Lorraine Ellison born 17 March 1931

Lorraine Ellison (17 March 1931 – 31 January 1983) was an American soul singer, best known for her recording of the song "Stay with Me" (sometimes known as "Stay With Me Baby") in 1966. With an incredible vocal power, range, and intensity that was perhaps too heavy for the record-buying masses, Lorraine Ellison never made it big, except of course in the hearts of committed soul fans-and the occasional rock and pop buyer. 

Ellison was born Marybelle Luraine Ellison in North Philadelphia and began singing gospel with her family at age six. She sang professionally with a local group named the Sylvania Singers & the Golden Chords before forming the family group The Ellison Singers in the late '50s/early '60s. The Ellison Singers recorded for the Sharp imprint, releasing 2 singles, namely 'In The Upper Room' b/w 'He’s Holding Me' (in 1962) and 'This Is The Day' b/w 'Open Up Your Heart' (in 1963).

 By 1964, she began recording R&B music, and her first hit was the 1965 R&B hit 'I Dig You Baby' (later made into a pop smash by Jerry Butler).  

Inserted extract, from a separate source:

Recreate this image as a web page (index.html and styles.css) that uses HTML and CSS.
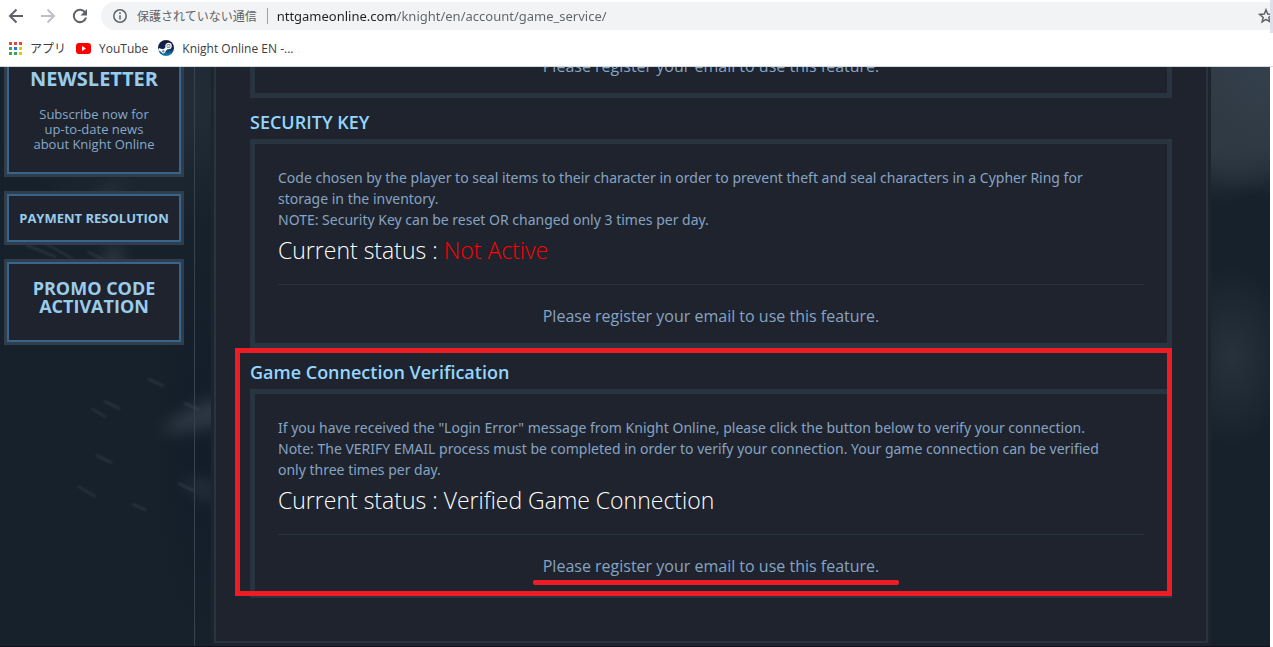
FILE: index.html
```
<!DOCTYPE html>
<html lang="en">
    <head>
        <meta charset="utf-8">
        <title>Knight Online - Game Service</title>
        <link rel="stylesheet" href="styles.css">
    </head>
    <body>
        <header class="browser">
            <div class="toolbar">
                <button class="nav_button" aria-label="Back">
                    <svg width="16" height="16" viewBox="0 0 16 16"><path d="M15 8H2M8.500 1.500L2 8l6.500 6.500" /></svg>
                </button>
                <button class="nav_button disabled" aria-label="Forward">
                    <svg width="16" height="16" viewBox="0 0 16 16"><path d="M1 8h13M7.500 1.500L14 8l-6.500 6.500" /></svg>
                </button>
                <button class="nav_button" aria-label="Reload">
                    <svg width="16" height="16" viewBox="0 0 16 16"><path d="M13.200 4.500A6.200 6.200 0 1 0 14 9.500" /><path class="fill" d="M15 1v6.500H8.500z" /></svg>
                </button>
                <div class="address">
                    <svg class="info" width="14" height="14" viewBox="0 0 14 14"><circle cx="7" cy="7" r="6.200" /><path d="M7 6.200v4.300M7 3.300v1.600" /></svg>
                    <label class="insecure" for="url">保護されていない通信</label>
                    <input type="text" class="url" id="url" value="nttgameonline.com/knight/en/account/game_service/">
                    <button class="star" aria-label="Bookmark">
                        <svg width="16" height="16" viewBox="0 0 16 16"><path d="M8 1.800l1.700 4.300 4.600.3-3.500 3 1.100 4.500L8 11.400l-3.900 2.500 1.100-4.500-3.500-3 4.600-.3z" /></svg>
                    </button>
                </div>
                <div class="edge"></div>
            </div>
            <nav class="bookmarks">
                <a href="#" class="bookmark apps">
                    <svg width="13" height="13" viewBox="0 0 13 13">
                        <path fill="#ea4335" d="M0 0h3v3H0zM5 0h3v3H5zM10 0h3v3h-3z" />
                        <path fill="#34a853" d="M0 5h3v3H0zM0 10h3v3H0zM5 10h3v3H5z" />
                        <path fill="#1a73e8" d="M5 5h3v3H5z" />
                        <path fill="#fbbc04" d="M10 5h3v3h-3zM10 10h3v3h-3z" />
                    </svg>
                    アプリ
                </a>
                <a href="#" class="bookmark youtube">
                    <svg width="15" height="11" viewBox="0 0 15 11"><rect width="15" height="11" rx="3" fill="#f00" /><path fill="#fff" d="M6 3l4 2.500L6 8z" /></svg>
                    YouTube
                </a>
                <a href="#" class="bookmark steam">
                    <svg width="16" height="16" viewBox="0 0 16 16">
                        <defs><linearGradient id="steam" x2="0" y2="1"><stop offset="0" stop-color="#111d3a" /><stop offset=".5" stop-color="#0e2350" /><stop offset="1" stop-color="#1a88bd" /></linearGradient></defs>
                        <circle cx="8" cy="8" r="8" fill="url(#steam)" />
                        <path d="M0.500 9.200l5 2 5-4.700" fill="none" stroke="#fff" stroke-width="2.800" />
                        <circle cx="5.300" cy="11.200" r="1.800" fill="#8795b3" stroke="#fff" />
                        <circle cx="10.500" cy="6" r="2.600" fill="#3a4a70" stroke="#fff" stroke-width="1.300" />
                        <circle cx="10.500" cy="6" r="1.500" fill="#d5dbe8" />
                    </svg>
                    Knight Online EN -...
                </a>
            </nav>
        </header>

        <div class="page">
            <svg class="streaks" viewBox="0 0 220 580" width="220" height="580">
                <g class="soft">
                    <path d="M160 364q25-26 65-34v26q-40 12-65 8z" />
                    <path d="M108 182q6 -14 12 0l4 26h-20z" />
                    <path d="M180 412l35 6-5 16z" />
                    <path d="M50 120q40 20 80-10l-20 24z" />
                </g>
                <g class="thin">
                    <path d="M26 178l30 12M45 176l28 16M88 185l24 12M148 312l16 7M104 334l16 8M92 342l14 8M184 336l16 7M96 388l16 8M78 419l18 11M132 437l14 6M178 416l16 8" />
                </g>
            </svg>
            <aside class="sidebar">
                <div class="card newsletter">
                    <h2>NEWSLETTER</h2>
                    <p>Subscribe now for<br>up-to-date news<br>about Knight Online</p>
                </div>
                <a href="#" class="card payment">PAYMENT RESOLUTION</a>
                <a href="#" class="card promo">PROMO CODE<br>ACTIVATION</a>
            </aside>
            <main class="panel">
                <div class="panel_inner">
                    <section class="service">
                        <div class="box">
                            <p class="register">Please register your email to use this feature.</p>
                        </div>
                    </section>
                    <section class="service">
                        <h3>SECURITY KEY</h3>
                        <div class="box">
                            <p class="description">Code chosen by the player to seal items to their character in order to prevent theft and seal characters in a Cypher Ring for storage in the inventory.<br>NOTE: Security Key can be reset OR changed only 3 times per day.</p>
                            <p class="status">Current status : <span class="inactive">Not Active</span></p>
                            <hr>
                            <p class="register">Please register your email to use this feature.</p>
                        </div>
                    </section>
                    <section class="service marked">
                        <h3>Game Connection Verification</h3>
                        <div class="box">
                            <p class="description">If you have received the "Login Error" message from Knight Online, please click the button below to verify your connection.<br>Note: The VERIFY EMAIL process must be completed in order to verify your connection. Your game connection can be verified only three times per day.</p>
                            <p class="status">Current status : Verified Game Connection</p>
                            <hr>
                            <p class="register"><span class="underlined">Please register your email to use this feature.</span></p>
                        </div>
                    </section>
                </div>
            </main>
        </div>
    </body>
</html>
```
FILE: styles.css
```
*{
    box-sizing: border-box;
}
body{
    margin: 0;
    height: 100vh;
    display: flex;
    flex-direction: column;
    overflow: hidden;
    background: #fff;
    font-family: "Open Sans", "Noto Sans CJK JP", sans-serif;
}
h2, h3, p{
    margin: 0;
}
button{
    border: 0;
    padding: 0;
    background: none;
}
a{
    text-decoration: none;
}
svg{
    display: block;
    flex: none;
}

/* Browser bars */
.browser{
    border-bottom: 1px solid #d5dade;
    font-size: 12px;
    color: #3c4043;
}
.toolbar{
    height: 33px;
    display: flex;
    align-items: flex-start;
    padding-left: 8px;
}
.nav_button{
    height: 32px;
    margin-right: 16px;
}
.nav_button svg{
    fill: none;
    stroke: #5f6368;
    stroke-width: 2;
}
.nav_button .fill{
    fill: #5f6368;
    stroke: none;
}
.disabled svg{
    stroke: #bdc1c6;
}
.address{
    flex: 1;
    height: 28px;
    margin: 2px 0 0 -3px;
    padding-left: 12px;
    display: flex;
    align-items: center;
    background: #f1f3f4;
    border-radius: 14px 0 0 14px;
}
.info{
    fill: none;
    stroke: #5f6368;
    stroke-width: 1.5;
}
.insecure{
    margin-left: 10px;
    padding-right: 10px;
    border-right: 1px solid #9aa0a6;
    font-family: "Noto Sans CJK JP", sans-serif;
    line-height: 16px;
    color: #5f6368;
}
.url{
    flex: 1;
    min-width: 0;
    margin-left: 9px;
    padding: 0;
    border: 0;
    /* host name darker than the path */
    background: linear-gradient(to right, #202124 119px, #5f6368 119px);
    background-clip: text;
    -webkit-background-clip: text;
    font-family: "Noto Sans", sans-serif;
    font-size: 13px;
    color: transparent;
}
.star{
    width: 12px;
    overflow: hidden;
}
.star svg{
    fill: none;
    stroke: #5f6368;
    stroke-width: 1.5;
}
.edge{
    width: 3px;
    height: 33px;
    background: #dee1ea;
}
.bookmarks{
    height: 33px;
    display: flex;
    align-items: center;
    gap: 10px;
    padding: 0 0 3px 9px;
}
.bookmark{
    display: flex;
    align-items: center;
    gap: 8px;
    color: #3c4043;
}

/* Game site */
.page{
    flex: 1;
    min-height: 0;
    margin-right: 3px;
    display: flex;
    align-items: flex-start;
    position: relative;
    overflow: hidden;
    border-bottom: 1px solid #10131f;
    background:
        radial-gradient(ellipse 130px 130px at 100% 0, #34404b 0, #2f3a45 60%, transparent 100%),
        radial-gradient(ellipse 90px 120px at 96% 3%, #303b46 50%, transparent 100%),
        radial-gradient(ellipse 60px 90px at 97% 50%, #27323d 0, transparent 100%),
        radial-gradient(ellipse 180px 130px at 170px 30px, #242e38 0, transparent 100%),
        radial-gradient(ellipse 50px 200px at 200px 380px, #131d29 0, transparent 100%),
        #17212c;
}
.streaks{
    position: absolute;
    left: 0;
    top: 0;
}
.soft{
    fill: #56616c;
    opacity: 0.4;
    filter: blur(8px);
}
.thin{
    fill: none;
    stroke: #5c6873;
    stroke-width: 2;
    opacity: 0.3;
    filter: blur(1px);
}
.sidebar{
    width: 195px;
    flex: none;
    align-self: stretch;
    position: relative;
    display: flex;
    flex-direction: column;
    gap: 14px;
    padding: 0 10px 0 4px;
    border-right: 1px solid #33444f;
}
.card{
    border: 3px solid #2f3e4a;
    outline: 2px solid #38658b;
    outline-offset: -5px;
    background: #1e232e;
    text-align: center;
    font-weight: bold;
    color: #9accec;
}
.newsletter{
    margin-top: -27px;
    padding: 24px 10px 22px;
}
.newsletter h2{
    font-size: 20px;
    line-height: 24px;
}
.newsletter p{
    margin-top: 16px;
    font-size: 13px;
    font-weight: normal;
    line-height: 15px;
    color: #87a9c9;
}
.payment{
    padding: 14px 0;
    font-size: 13px;
    line-height: 20px;
}
.promo{
    padding: 17px 10px 27px;
    font-size: 18px;
    line-height: 18px;
}
.panel{
    flex: 1;
    position: relative;
    margin: -58px 59px 0 16px;
    padding: 3px;
    background: #1e232e;
}
.panel_inner{
    padding: 12px 34px 43px;
    border: 2px solid #28343f;
}
.service h3{
    padding: 12px 0 5px;
    font-size: 18px;
    font-weight: 600;
    line-height: 24px;
    color: #94d6ff;
}
.box{
    padding: 23px 23px 15px;
    border: 5px solid #28343f;
}
.description{
    padding-right: 24px;
    font-family: "Noto Sans", sans-serif;
    font-size: 14px;
    line-height: 21px;
    color: #87a3c2;
}
.status{
    font-size: 23px;
    font-weight: 300;
    line-height: 40px;
    color: #fff;
}
.inactive{
    color: #f00;
}
hr{
    margin: 14px 0 19px;
    border: 0;
    border-top: 1px solid #28343f;
}
.register{
    font-size: 16px;
    line-height: 24px;
    text-align: center;
    color: #87a3c2;
}

/* Red marks drawn over the last service */
.marked, .underlined{
    position: relative;
}
.marked::after{
    content: "";
    position: absolute;
    top: 0;
    right: 0;
    bottom: 2px;
    left: -15px;
    border: 5px solid #ee1c24;
}
.underlined::after{
    content: "";
    position: absolute;
    right: -20px;
    bottom: -8px;
    left: -10px;
    height: 5px;
    border-radius: 2px;
    background: #ee1c24;
}
```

She signed with Warner Bros. Records, and in 1966 recorded "Stay with Me" at a last minute booking, following a studio cancellation by Frank Sinatra. The story goes Lorraine Ellison was working with producer/composer Jerry Ragovoy at a major NY recording studio when someone popped in to say that the 46 piece orchestra lined up for the Frank Sinatra session was available next door as Sinatra had cancelled. Ragovoy up-scaled the arrangement, making lead sheets for the grumpy musicians who'd been expecting to schmooze Frank and now "demoted" to this obscure R&B canary. Then upon the first and ONLY take: standing ovation for Lorraine from the Big Band boys. 

"Stay with Me" reached number 11 in the U.S. Billboard R&B chart and number 64 in the U.S. Billboard Hot 100 chart. The song was written and produced by Jerry Ragovoy. Later releases were on the subsidiary soul music record label, Loma. Her follow-up single was "Heart Be Still" a minor hit in 1967. Lorraine never charted again, however, she released 'Try Just A Little Bit Harder' in 1968, which rock singer Janis Joplin later remade with great success. 

Some of her other singles were 'Heart Be Still,' 'Don't Let It Go to Your Head,' and 'I've Got My Baby Back.' Songs that she wrote with her manager Sam Bell (of Garrett Mimms & the Enchanters) were recorded by Mimms and Howard Tate. Ellison's Warner LPs include Heart and Soul (1966), Stay With Me (1969), and Lorraine Ellison (1974) and the compilation The Best of Philadelphia's Queen (1976).  

Ellison composed many of her own songs (solo and with manager Sam Bell) and had her own compositions recorded by several other artists, including Jerry Butler, Garnet Mimms, Howard Tate and Dee Dee Warwick.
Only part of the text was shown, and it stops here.